'Green Community'
Designer(s):
Team1: Leda Demetriadou, Britt Segeren, Caden Swe
Team2: Leda Demetriadou (individual design)
Professor(s):
Daryl Mulvihill, Daan Lammers
Year:
2025
The proposal envisions a future for living in Eindhoven where diverse people, functions and landscapes coexist, and nature blends seamlessly with the community. Responding to the increasing departure of internationals and the goals of Eindhoven’s 2030 strategy, it addresses the need for innovation hubs, housing and connection. The layout consists of two main strips: residential at the edge, blending with the surroundings, and a retail strip in the middle, with makerspaces in between, where products are made and sold.
A variety of modular typologies: residential slabs with shared functions, mixed-use towers, and row houses, attract different users to live, work, relax and connect. Shared courtyards host communal functions like parks, fields or greenhouses, offering both private and public spaces for informal interaction. Residents are placed based on needs and lifestyle: elderly in quieter shared buildings, families closer to activity, supporting peer interaction and spontaneous encounters.

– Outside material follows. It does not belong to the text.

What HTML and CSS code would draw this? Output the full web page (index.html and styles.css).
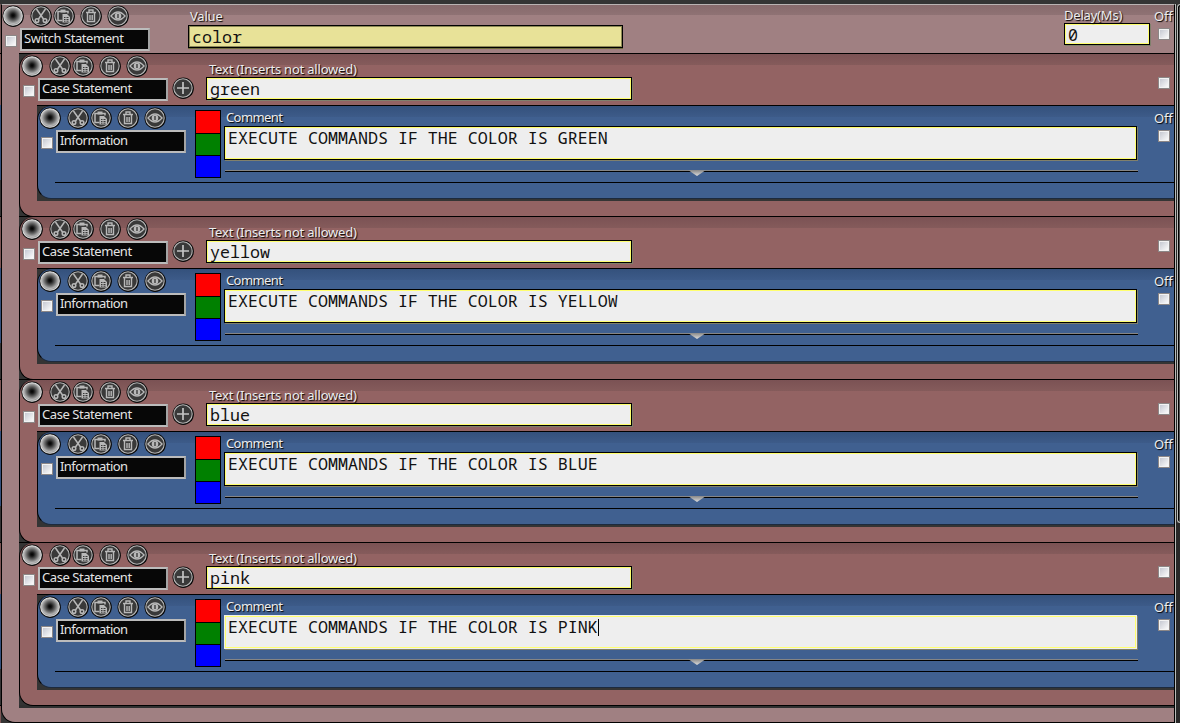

The proposal brings people closer to both nature and community, integrating greenery through courtyards, terraces and a central green strip reconnecting the site to its natural context. It follows the “15-minute city” vision, where daily needs are within walking distance. While this may limit larger gatherings, the proposal promotes well-being and sustainable everyday life.
Studio:
Urban Housing
Booklet
Contribution to Development
This project was an incredible opportunity to rethink urban housing in a Dutch neighbourhood, integrating both user needs and the municipality's strategies for a more connected, sustainable future. In this course, I had the opportunity to delve into strategic design in the Netherlands, combining the user-centered mindset I am developing in Industrial Design with my background in Architecture. I approached the project on multiple levels, community and individual, considering users’ privacy, needs and expectations through interviews and contextual research. This was also a valuable moment for me to re-experience architecture in a new setting, in an individual level rather than in teams that I was used to, with a different working culture. Here, the focus was more on feasibility, aligning with the city’s strategic plans, listening to users, and following a more structured, iterative design pace.